Reproduce the listing below exactly, beginning with its first line and ending with the line that holds "const selected = 4;"; pictures are not part of the copy.

▶

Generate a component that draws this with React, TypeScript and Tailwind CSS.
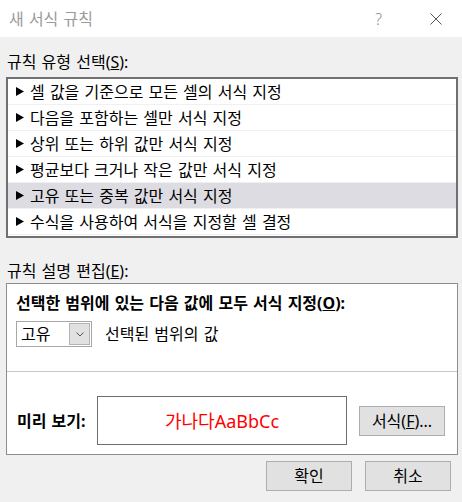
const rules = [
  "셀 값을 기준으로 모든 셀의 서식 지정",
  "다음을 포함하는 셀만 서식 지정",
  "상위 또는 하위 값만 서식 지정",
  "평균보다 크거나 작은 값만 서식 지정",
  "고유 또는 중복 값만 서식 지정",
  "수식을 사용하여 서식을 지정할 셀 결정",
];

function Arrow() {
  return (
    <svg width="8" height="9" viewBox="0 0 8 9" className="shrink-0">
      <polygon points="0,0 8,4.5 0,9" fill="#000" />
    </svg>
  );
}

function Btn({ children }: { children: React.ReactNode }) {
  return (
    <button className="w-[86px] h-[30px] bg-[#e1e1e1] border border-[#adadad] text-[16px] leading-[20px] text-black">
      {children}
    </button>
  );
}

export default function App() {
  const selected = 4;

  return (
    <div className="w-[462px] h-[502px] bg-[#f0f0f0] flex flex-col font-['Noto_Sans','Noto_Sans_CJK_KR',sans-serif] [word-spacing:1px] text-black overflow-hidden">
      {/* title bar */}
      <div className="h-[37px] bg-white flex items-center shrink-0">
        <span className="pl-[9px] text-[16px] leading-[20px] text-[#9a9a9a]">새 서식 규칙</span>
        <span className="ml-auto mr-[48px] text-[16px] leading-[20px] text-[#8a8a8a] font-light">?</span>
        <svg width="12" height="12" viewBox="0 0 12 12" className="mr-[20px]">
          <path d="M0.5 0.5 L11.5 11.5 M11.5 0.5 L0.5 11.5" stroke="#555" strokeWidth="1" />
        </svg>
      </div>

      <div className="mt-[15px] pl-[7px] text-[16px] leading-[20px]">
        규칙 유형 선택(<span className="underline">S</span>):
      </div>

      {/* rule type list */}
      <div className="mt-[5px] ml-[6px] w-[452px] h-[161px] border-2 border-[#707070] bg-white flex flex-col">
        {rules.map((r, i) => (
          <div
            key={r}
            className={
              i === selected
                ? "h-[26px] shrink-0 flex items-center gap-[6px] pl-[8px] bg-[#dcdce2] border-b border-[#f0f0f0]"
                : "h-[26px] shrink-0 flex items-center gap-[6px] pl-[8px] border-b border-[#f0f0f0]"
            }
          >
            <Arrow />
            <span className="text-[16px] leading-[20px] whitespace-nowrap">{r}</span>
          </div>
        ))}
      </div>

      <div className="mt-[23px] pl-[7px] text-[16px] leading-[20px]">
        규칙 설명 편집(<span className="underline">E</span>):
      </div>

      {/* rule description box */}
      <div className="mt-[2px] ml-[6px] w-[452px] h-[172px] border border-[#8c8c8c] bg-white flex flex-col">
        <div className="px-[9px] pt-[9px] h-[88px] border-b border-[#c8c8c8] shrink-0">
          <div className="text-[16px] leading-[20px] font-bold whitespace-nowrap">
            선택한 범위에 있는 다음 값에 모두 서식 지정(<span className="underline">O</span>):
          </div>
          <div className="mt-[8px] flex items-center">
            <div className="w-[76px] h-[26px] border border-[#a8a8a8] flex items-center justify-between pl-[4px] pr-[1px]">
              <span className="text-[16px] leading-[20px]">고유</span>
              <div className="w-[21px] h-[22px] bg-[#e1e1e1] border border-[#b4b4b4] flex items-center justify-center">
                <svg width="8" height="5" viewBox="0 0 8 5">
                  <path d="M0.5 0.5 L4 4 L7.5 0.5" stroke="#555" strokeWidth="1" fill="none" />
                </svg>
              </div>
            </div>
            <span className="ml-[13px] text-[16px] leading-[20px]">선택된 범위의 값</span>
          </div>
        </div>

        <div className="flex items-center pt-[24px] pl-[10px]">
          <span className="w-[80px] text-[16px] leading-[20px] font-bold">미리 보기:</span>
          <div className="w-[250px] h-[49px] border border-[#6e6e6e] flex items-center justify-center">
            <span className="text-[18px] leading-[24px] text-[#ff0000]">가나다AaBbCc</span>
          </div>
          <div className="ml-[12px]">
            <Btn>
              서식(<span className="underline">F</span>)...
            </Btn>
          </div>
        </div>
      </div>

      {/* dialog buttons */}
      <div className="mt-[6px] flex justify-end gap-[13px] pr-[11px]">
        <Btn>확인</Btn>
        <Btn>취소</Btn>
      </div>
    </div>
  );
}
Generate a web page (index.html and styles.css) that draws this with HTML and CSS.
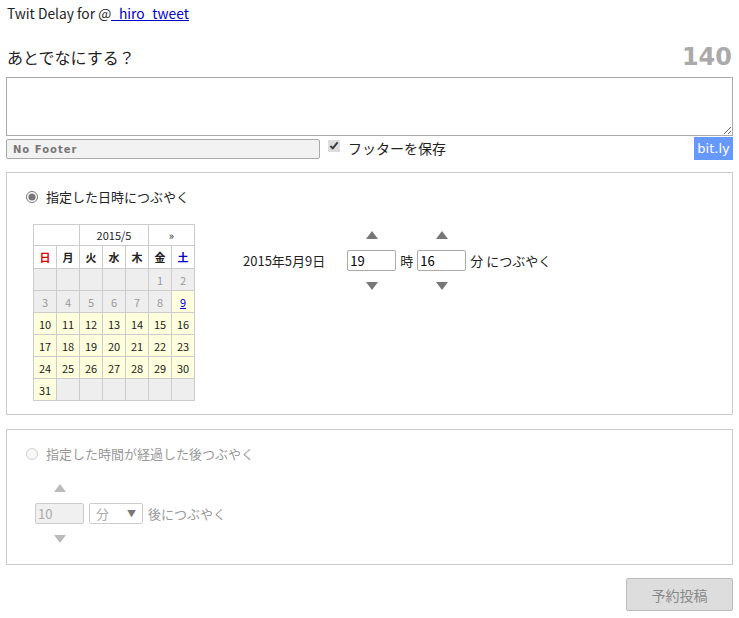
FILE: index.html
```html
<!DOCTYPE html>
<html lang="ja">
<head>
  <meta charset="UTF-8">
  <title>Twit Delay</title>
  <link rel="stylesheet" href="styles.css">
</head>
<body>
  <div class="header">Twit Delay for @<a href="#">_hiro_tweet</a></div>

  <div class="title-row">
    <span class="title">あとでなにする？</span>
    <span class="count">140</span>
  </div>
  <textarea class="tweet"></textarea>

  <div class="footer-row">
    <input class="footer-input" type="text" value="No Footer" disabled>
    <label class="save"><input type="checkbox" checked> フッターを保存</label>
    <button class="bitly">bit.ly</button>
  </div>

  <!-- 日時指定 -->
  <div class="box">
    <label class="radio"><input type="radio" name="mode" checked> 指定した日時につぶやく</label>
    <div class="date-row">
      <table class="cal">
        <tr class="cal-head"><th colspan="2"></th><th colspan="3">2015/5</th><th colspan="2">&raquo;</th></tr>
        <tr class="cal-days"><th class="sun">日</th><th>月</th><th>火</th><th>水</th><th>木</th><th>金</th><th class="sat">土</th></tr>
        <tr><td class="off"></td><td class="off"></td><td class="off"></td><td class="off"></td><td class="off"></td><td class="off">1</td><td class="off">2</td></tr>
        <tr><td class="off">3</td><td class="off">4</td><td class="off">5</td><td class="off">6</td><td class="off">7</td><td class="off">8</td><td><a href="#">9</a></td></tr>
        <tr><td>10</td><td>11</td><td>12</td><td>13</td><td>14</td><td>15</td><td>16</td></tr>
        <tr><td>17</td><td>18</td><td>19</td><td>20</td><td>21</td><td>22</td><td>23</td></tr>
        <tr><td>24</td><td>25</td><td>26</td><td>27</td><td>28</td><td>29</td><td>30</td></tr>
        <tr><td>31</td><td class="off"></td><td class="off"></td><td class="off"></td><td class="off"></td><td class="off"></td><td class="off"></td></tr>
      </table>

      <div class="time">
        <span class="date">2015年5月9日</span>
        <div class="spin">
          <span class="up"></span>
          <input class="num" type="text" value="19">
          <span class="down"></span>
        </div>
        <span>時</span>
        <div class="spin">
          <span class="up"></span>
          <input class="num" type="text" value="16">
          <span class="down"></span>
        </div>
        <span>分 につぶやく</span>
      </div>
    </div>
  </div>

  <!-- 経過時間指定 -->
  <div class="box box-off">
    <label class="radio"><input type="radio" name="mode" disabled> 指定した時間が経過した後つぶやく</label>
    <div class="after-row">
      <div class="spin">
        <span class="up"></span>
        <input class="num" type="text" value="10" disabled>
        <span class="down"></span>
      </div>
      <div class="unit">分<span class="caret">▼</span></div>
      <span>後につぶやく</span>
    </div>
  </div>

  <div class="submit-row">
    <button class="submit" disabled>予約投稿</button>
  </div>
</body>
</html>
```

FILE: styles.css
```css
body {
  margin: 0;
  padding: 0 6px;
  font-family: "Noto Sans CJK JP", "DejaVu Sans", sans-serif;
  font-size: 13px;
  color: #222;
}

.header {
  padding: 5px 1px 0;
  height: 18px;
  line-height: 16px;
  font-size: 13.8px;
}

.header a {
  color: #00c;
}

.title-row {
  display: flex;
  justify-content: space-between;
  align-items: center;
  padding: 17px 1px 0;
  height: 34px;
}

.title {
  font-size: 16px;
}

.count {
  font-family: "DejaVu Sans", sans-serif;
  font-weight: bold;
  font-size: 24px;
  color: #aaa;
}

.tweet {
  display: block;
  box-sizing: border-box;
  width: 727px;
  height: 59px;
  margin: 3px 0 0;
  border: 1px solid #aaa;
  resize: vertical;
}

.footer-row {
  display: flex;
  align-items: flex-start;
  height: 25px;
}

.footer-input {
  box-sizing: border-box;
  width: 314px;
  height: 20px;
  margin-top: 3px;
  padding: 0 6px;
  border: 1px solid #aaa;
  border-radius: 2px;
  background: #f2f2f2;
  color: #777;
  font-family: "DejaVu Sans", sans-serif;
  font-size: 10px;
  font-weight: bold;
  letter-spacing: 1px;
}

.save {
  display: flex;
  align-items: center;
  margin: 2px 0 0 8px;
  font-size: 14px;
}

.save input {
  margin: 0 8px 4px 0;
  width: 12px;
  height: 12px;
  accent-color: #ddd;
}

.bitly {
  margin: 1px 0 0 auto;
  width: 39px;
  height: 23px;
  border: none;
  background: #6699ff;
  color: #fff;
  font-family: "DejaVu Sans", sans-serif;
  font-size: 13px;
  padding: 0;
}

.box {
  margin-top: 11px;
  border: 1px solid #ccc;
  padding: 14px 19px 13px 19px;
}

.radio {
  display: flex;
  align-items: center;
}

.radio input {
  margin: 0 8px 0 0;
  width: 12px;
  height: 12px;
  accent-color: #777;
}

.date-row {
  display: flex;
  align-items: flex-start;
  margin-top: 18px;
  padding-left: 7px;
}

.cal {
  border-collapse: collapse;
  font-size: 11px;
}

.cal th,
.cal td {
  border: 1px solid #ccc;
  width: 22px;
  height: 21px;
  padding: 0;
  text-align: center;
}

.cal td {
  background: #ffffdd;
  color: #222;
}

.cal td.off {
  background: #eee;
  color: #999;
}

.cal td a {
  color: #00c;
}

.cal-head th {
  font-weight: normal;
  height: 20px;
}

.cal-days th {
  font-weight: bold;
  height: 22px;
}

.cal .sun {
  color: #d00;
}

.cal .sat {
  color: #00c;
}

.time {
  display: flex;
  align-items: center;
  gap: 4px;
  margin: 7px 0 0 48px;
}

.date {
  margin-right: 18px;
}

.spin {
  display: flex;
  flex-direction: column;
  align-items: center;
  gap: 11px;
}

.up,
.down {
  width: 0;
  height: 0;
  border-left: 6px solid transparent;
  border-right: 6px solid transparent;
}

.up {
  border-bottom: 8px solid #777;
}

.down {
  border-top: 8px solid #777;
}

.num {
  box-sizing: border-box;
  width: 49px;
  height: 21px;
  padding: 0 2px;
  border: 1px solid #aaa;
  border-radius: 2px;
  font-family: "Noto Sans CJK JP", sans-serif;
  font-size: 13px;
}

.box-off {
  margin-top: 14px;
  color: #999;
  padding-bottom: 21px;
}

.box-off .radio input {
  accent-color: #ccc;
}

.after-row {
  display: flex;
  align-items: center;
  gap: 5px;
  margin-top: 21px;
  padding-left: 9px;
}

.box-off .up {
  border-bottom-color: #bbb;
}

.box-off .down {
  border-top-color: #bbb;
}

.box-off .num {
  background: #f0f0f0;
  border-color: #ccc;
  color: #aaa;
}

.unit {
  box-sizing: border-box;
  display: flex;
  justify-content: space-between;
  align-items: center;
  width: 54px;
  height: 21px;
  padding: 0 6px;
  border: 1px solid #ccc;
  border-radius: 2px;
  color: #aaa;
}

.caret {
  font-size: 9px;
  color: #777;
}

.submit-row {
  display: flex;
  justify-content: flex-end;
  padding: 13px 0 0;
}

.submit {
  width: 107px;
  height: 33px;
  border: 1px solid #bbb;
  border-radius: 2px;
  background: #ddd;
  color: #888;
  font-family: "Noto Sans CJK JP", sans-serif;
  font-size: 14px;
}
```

◀

Full solution:
Generate a component that draws this with React, TypeScript and Tailwind CSS.
const rules = [
  "셀 값을 기준으로 모든 셀의 서식 지정",
  "다음을 포함하는 셀만 서식 지정",
  "상위 또는 하위 값만 서식 지정",
  "평균보다 크거나 작은 값만 서식 지정",
  "고유 또는 중복 값만 서식 지정",
  "수식을 사용하여 서식을 지정할 셀 결정",
];

function Arrow() {
  return (
    <svg width="8" height="9" viewBox="0 0 8 9" className="shrink-0">
      <polygon points="0,0 8,4.5 0,9" fill="#000" />
    </svg>
  );
}

function Btn({ children }: { children: React.ReactNode }) {
  return (
    <button className="w-[86px] h-[30px] bg-[#e1e1e1] border border-[#adadad] text-[16px] leading-[20px] text-black">
      {children}
    </button>
  );
}

export default function App() {
  const selected = 4;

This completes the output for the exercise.